We are still struggling with this same fraud today – though the unscrupulous one isn’t the tavern owner. There are entire businesses built around fraudulent bottling. Sour Grapes, a documentary on Netflix, documents the story of Rudy Kuriawan, a wine fraudster who sold $28 million dollars worth of fake rare vintages. He was mixing good wines like a two hundred dollar bottle of an off vintage off red burgundy from the 1970s and another two hundred dollar bottle of a current vintage then labeling it as a collectable year that would then sell for over two thousand a bottle. He did this for over a decade. He was then convicted and spent ten years in jail before being deported back to Indonesia.

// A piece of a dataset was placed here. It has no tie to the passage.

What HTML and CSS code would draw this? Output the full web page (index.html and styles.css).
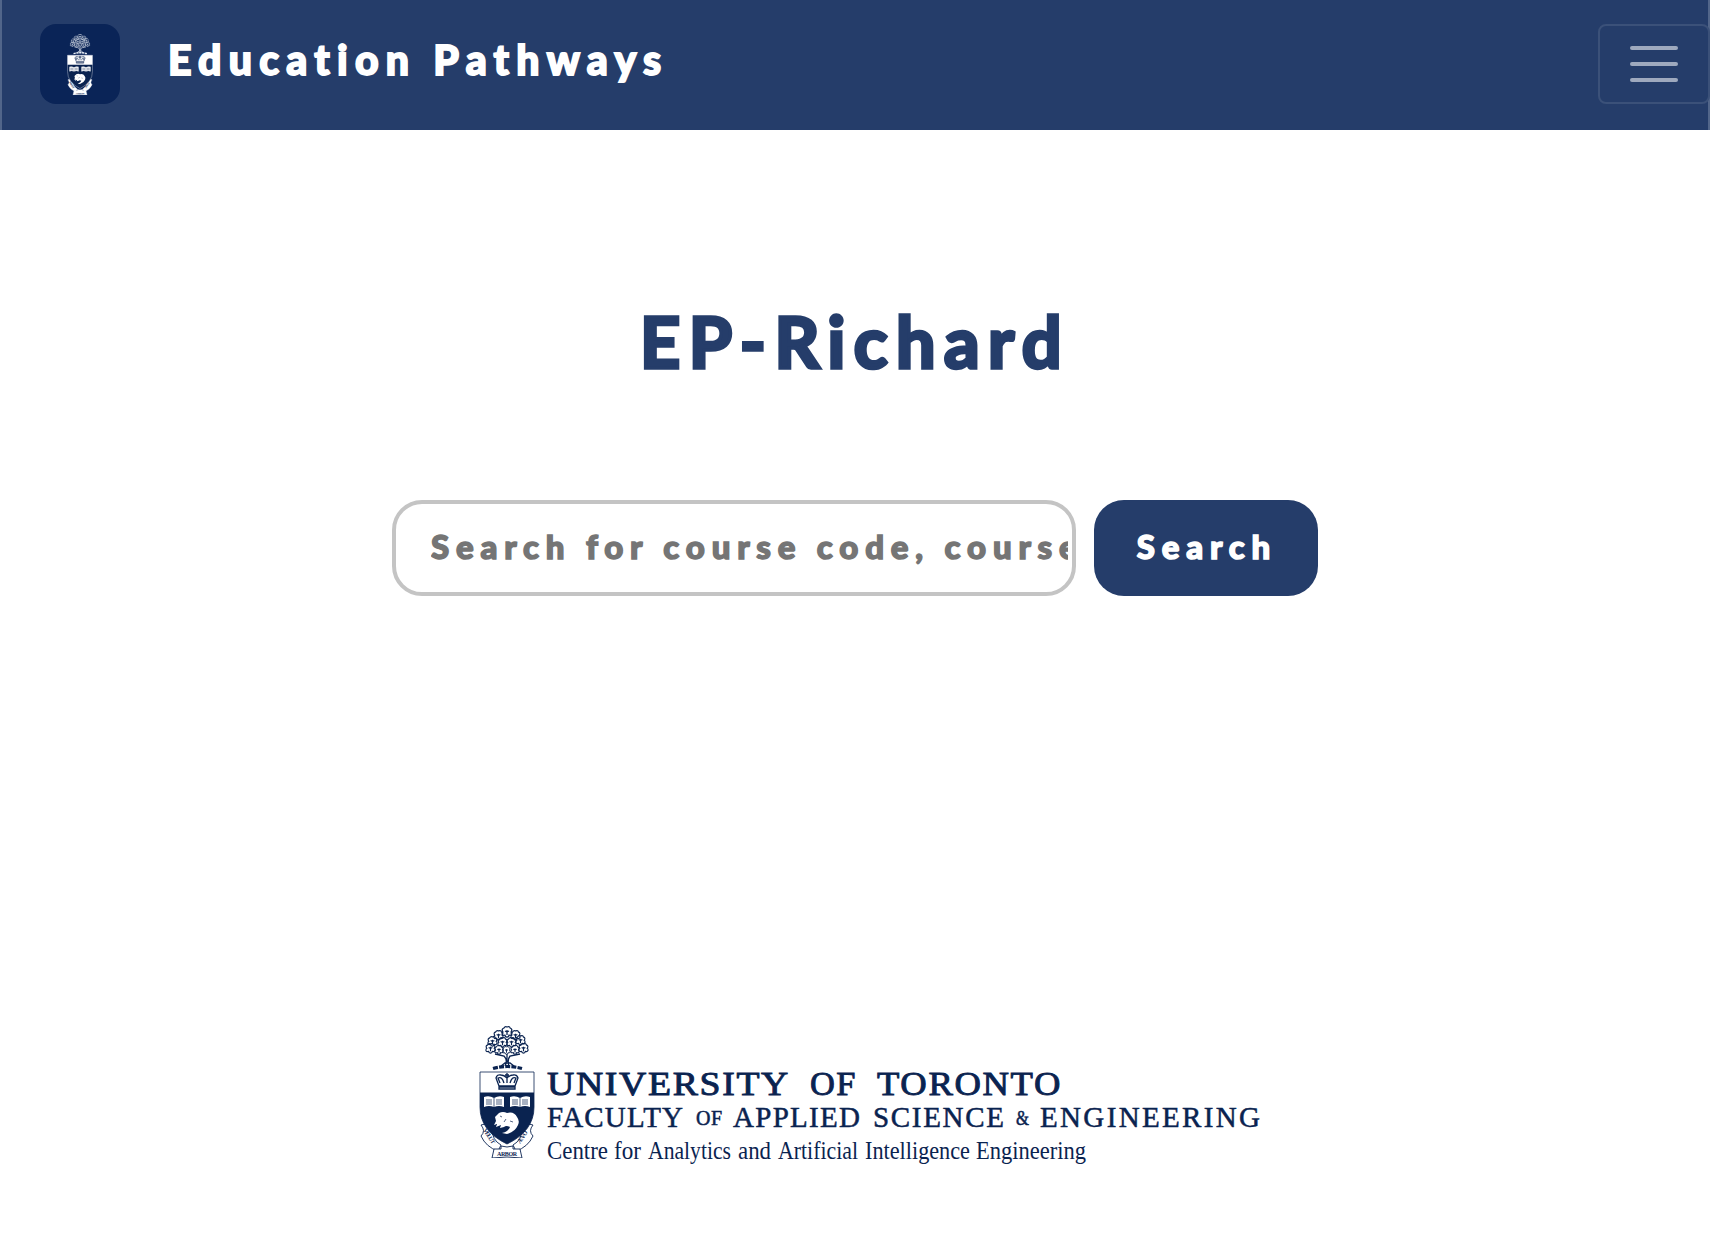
FILE: index.html
```html
<!DOCTYPE html>
<html lang="en">
<head>
<meta charset="utf-8">
<title>Education Pathways</title>
<link rel="stylesheet" href="styles.css">
</head>
<body>
<svg class="defs" aria-hidden="true">
  <symbol id="leaf" viewBox="-6 -6 12 12" overflow="visible">
    <path fill="none" stroke="currentColor" stroke-width="1.25" stroke-linejoin="round" d="M0 5q-2 0-2-2-3 1-3-1 0-2 1-2-2-3 1-4 1-2 3-1 3-1 3 1 3 1 1 4 1 0 1 2-1 2-3 1 0 2-2 2zM0 3v-5M-2-1l2 1 2-1"/>
  </symbol>
  <symbol id="crest" viewBox="0 0 56 132">
    <!-- oak tree -->
    <g>
      <use href="#leaf" x="22" y="0" width="12" height="12"/>
      <use href="#leaf" x="14" y="4" width="11" height="11"/>
      <use href="#leaf" x="31" y="4" width="11" height="11"/>
      <use href="#leaf" x="8" y="10" width="11" height="11"/>
      <use href="#leaf" x="18" y="11" width="11" height="11"/>
      <use href="#leaf" x="27" y="11" width="11" height="11"/>
      <use href="#leaf" x="36" y="9" width="11" height="11"/>
      <use href="#leaf" x="6" y="17" width="11" height="11"/>
      <use href="#leaf" x="15" y="19" width="10" height="10"/>
      <use href="#leaf" x="31" y="19" width="10" height="10"/>
      <use href="#leaf" x="39" y="17" width="11" height="11"/>
      <use href="#leaf" x="23" y="20" width="9" height="9"/>
    </g>
    <path fill="none" stroke="currentColor" stroke-width="1.3" d="M26 40q3-6-1-10l-9-2M30 40q-2-6 1-10l10-2M28 36v-8M22 40l4-3h5l4 3"/>
    <path fill="none" stroke="currentColor" stroke-width="3.2" stroke-dasharray="5 1.2" d="M14 42.500q14-4 29 0"/>
    <!-- motto ribbon -->
    <g class="ribbon" stroke="currentColor" stroke-width=".9" stroke-linejoin="round">
      <path d="M2 99q4-2 9 0l2 4q0 11 9 16l-3 6q-12-4-17-15 5-5 0-11zM54 99q-4-2-9 0l-2 4q0 11-9 16l3 6q12-4 17-15-5-5 0-11z"/>
      <path d="M15 123h7v-3q6 2 12 0v3h7l2 9q-15-2-30 0z"/>
    </g>
    <g class="motto">
      <text x="18" y="130" textLength="20">ARBOR</text>
      <text transform="translate(4 104) rotate(58)" textLength="17">VELUT</text>
      <text transform="translate(41 118) rotate(-55)" textLength="14">ÆVO</text>
    </g>
    <!-- shield -->
    <path class="field" d="M1 66h54v15q0 24-27 37Q1 105 1 81z"/>
    <path class="chief" d="M1 46h54v20.500H1z"/>
    <path fill="none" stroke="currentColor" stroke-width=".8" d="M1 46h54v35q0 24-27 37Q1 105 1 81z"/>
    <g class="crown">
      <path d="M20 60l-3-8q1-4 5-3 3 0 6 3 3-3 6-3 4-1 5 3l-3 8zM21 57l-2-5q4-2 6 5M35 57l2-5q-4-2-6 5M28 52v5M20 63h16v-2H20zM26 49h4M28 47v5"/>
    </g>
    <g class="charge">
      <path d="M5 71q5-2 10 1 5-3 10-1v10q-5-2-10 0-5-2-10 0zM31 71q5-2 10 1 5-3 10-1v10q-5-2-10 0-5-2-10 0z"/>
      <path d="M16 91l4-4q4-2 8 0 7-2 10 4 3 4 1 8-3 7-11 9l-5-1q6-1 8-6-4-2-6 0l-4 1 1-3-5 2 1-3-3 1 2-4z"/>
    </g>
    <path class="pages" d="M15 72v9M41 72v9M7 74h6M7 76h6M7 78h6M17 74h6M17 76h6M17 78h6M33 74h6M33 76h6M33 78h6M43 74h6M43 76h6M43 78h6M21 90l2 1M27 93l-2 3M31 95l3 1"/>
  </symbol>
</svg>

<header class="navbar">
  <a class="brand" href="#">
    <span class="brand-mark"><svg class="crest"><use href="#crest"/></svg></span>
    <span class="brand-name">Education Pathways</span>
  </a>
  <button class="toggler" aria-label="Toggle navigation"><span></span><span></span><span></span></button>
</header>

<main class="home">
  <h1 class="title">EP-Richard</h1>
  <form class="search">
    <input class="search-input" type="text" placeholder="Search for course code, course name, keyword ...">
    <button class="search-button" type="button">Search</button>
  </form>
</main>

<footer class="footer">
  <svg class="crest"><use href="#crest"/></svg>
  <svg class="wordmark" viewBox="0 0 714 110">
    <g class="line-university">
      <text y="38.500" x="0" textLength="243" lengthAdjust="spacingAndGlyphs">UNIVERSITY</text>
      <text y="38.500" x="263" textLength="47" lengthAdjust="spacingAndGlyphs">OF</text>
      <text y="38.500" x="330" textLength="185" lengthAdjust="spacingAndGlyphs">TORONTO</text>
    </g>
    <g class="line-faculty">
      <text y="71" x="0" textLength="136">FACULTY</text>
      <text class="minor" y="69" x="149" textLength="26">OF</text>
      <text y="71" x="186" textLength="127">APPLIED</text>
      <text y="71" x="326" textLength="131">SCIENCE</text>
      <text class="minor amp" y="69" x="469" textLength="13" lengthAdjust="spacingAndGlyphs">&amp;</text>
      <text y="71" x="493" textLength="220">ENGINEERING</text>
    </g>
    <g class="line-centre">
      <text y="102.500" x="0" textLength="61" lengthAdjust="spacingAndGlyphs">Centre</text>
      <text y="102.500" x="67" textLength="27" lengthAdjust="spacingAndGlyphs">for</text>
      <text y="102.500" x="101" textLength="83" lengthAdjust="spacingAndGlyphs">Analytics</text>
      <text y="102.500" x="191" textLength="33" lengthAdjust="spacingAndGlyphs">and</text>
      <text y="102.500" x="231" textLength="80" lengthAdjust="spacingAndGlyphs">Artificial</text>
      <text y="102.500" x="318" textLength="105" lengthAdjust="spacingAndGlyphs">Intelligence</text>
      <text y="102.500" x="429" textLength="110" lengthAdjust="spacingAndGlyphs">Engineering</text>
    </g>
  </svg>
</footer>
</body>
</html>
```

FILE: styles.css
```css
* { box-sizing: border-box; }

body {
  margin: 0;
  height: 1236px;
  display: flex;
  flex-direction: column;
  background: #fff;
  font-family: Lato, "Open Sans", sans-serif;
  font-weight: 900;
  overflow: hidden;
}

.defs { display: none; }

.navbar {
  height: 130px;
  flex: none;
  display: flex;
  justify-content: space-between;
  align-items: flex-start;
  padding: 24px 0 0 38px;
  background: #253d6a;
  border: solid #52668a;
  border-width: 0 2px;
}

.brand {
  display: flex;
  gap: 48px;
  color: #fff;
  text-decoration: none;
}

.brand-mark {
  width: 80px;
  height: 80px;
  display: flex;
  align-items: center;
  justify-content: center;
  border-radius: 16px;
  background: #0a2457;
}

.brand-mark .crest { width: 26px; height: 61px; }

.brand-name {
  font-size: 41px;
  line-height: 72px;
  letter-spacing: 7.250px;
  -webkit-text-stroke: 1.800px #fff;
  white-space: nowrap;
}

.toggler {
  width: 112px;
  height: 80px;
  margin-right: -2px;
  padding: 0 0 0 30px;
  display: flex;
  flex-direction: column;
  justify-content: center;
  gap: 12px;
  background: none;
  border: 2px solid #3b5179;
  border-radius: 8px;
}

.toggler span {
  width: 48px;
  height: 4px;
  border-radius: 2px;
  background: #9ea9be;
}

.crest { display: block; color: #0a2350; }
.brand .crest { color: #e8edf5; }
.ribbon { fill: #fff; }
.field { fill: #0a2350; }
.chief, .charge { fill: #fff; }
.crown { fill: none; stroke: #0a2350; stroke-width: 1.3; }
.pages { fill: none; stroke: #0a2350; stroke-width: .7; }
.motto { fill: #0a2350; font: 700 6px "Liberation Serif", serif; }

.home {
  flex: 1;
  display: flex;
  flex-direction: column;
  align-items: center;
}

.title {
  margin: 161px 0 0;
  font-size: 70px;
  line-height: 100px;
  letter-spacing: 8.500px;
  color: #253d6a;
  -webkit-text-stroke: 3.500px #253d6a;
}

.search {
  display: flex;
  gap: 18px;
  margin-top: 109px;
}

.search-input,
.search-button {
  height: 96px;
  border-radius: 30px;
  font: 900 33px Lato, "Open Sans", sans-serif;
  letter-spacing: 6.800px;
}

.search-input {
  width: 684px;
  padding: 0 4px 4px 35px;
  border: 4px solid #c4c4c4;
  background: #fff;
}

.search-input::placeholder {
  color: #757575;
  -webkit-text-stroke: 1.500px #757575;
}

.search-button {
  width: 224px;
  padding: 0 0 4px 2px;
  border: 0;
  background: #253d6a;
  color: #fff;
  -webkit-text-stroke: 1.500px #fff;
}

.footer {
  flex: none;
  height: 210px;
  display: flex;
  gap: 12px;
  padding-left: 479px;
}

.footer .crest { width: 56px; height: 132px; }

.wordmark {
  width: 714px;
  height: 110px;
  margin-top: 30px;
  overflow: visible;
  fill: #0a2350;
  font-family: "Liberation Serif", serif;
  font-weight: 400;
}

.line-university { font-size: 34px; letter-spacing: 1.500px; stroke: #0a2350; stroke-width: .9; }
.line-faculty { font-size: 29px; stroke: #0a2350; stroke-width: .5; }
.line-faculty .minor { font-size: 20px; }
.line-centre { font-size: 25px; }
```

Late last year another wine fraud group was busted in Europe. They weren’t quite as successful as Rudy, they only made two million. That we know about. 

 

Auction house stats say that 5% of wines submitted to the house for auction are found to be fraudulent. We don’t know about the stats for wine sold between collectors privately. Collectible wine is like art- it should be verified by experts. I am not one of them- I would refer you to an auction house! I can evaluate your collection and tell you what needs to be confirmed by experts but I don’t have the equipment or historical knowledge to examine a bottle of 1928 Bordeaux and assure you that it is what it says it is. There are few experts in the world who do this work. There are scientists who are working on other ways to detect fraudulent wine. There was a research paper published by a group of Brazilian researchers ten years ago working to create a system for testing the bottle through measuring the isotopes without opening it to confirm a general location of origin and age. This science is still in the experimental phases, vineyards have not been mapped at an isotope level. The buy in from vineyards isn’t there yet. It’s not an inexpensive test or feat. My money is on Bordeaux doing it first. 

 

The crazy part is- that still may not be enough. Because there have been fraudsters for hundreds of years. In 1928, some guy was in a back room pouring less expensive wine into bottles from a more expensive, more prestigious winery. Phiny the Elder dates back to 79 AD and even he writes about wine fraud. 

 

So if you are buying wine from another collector, do your research. Ask for provenance if they have it. If it seems too good to be true… it likely is.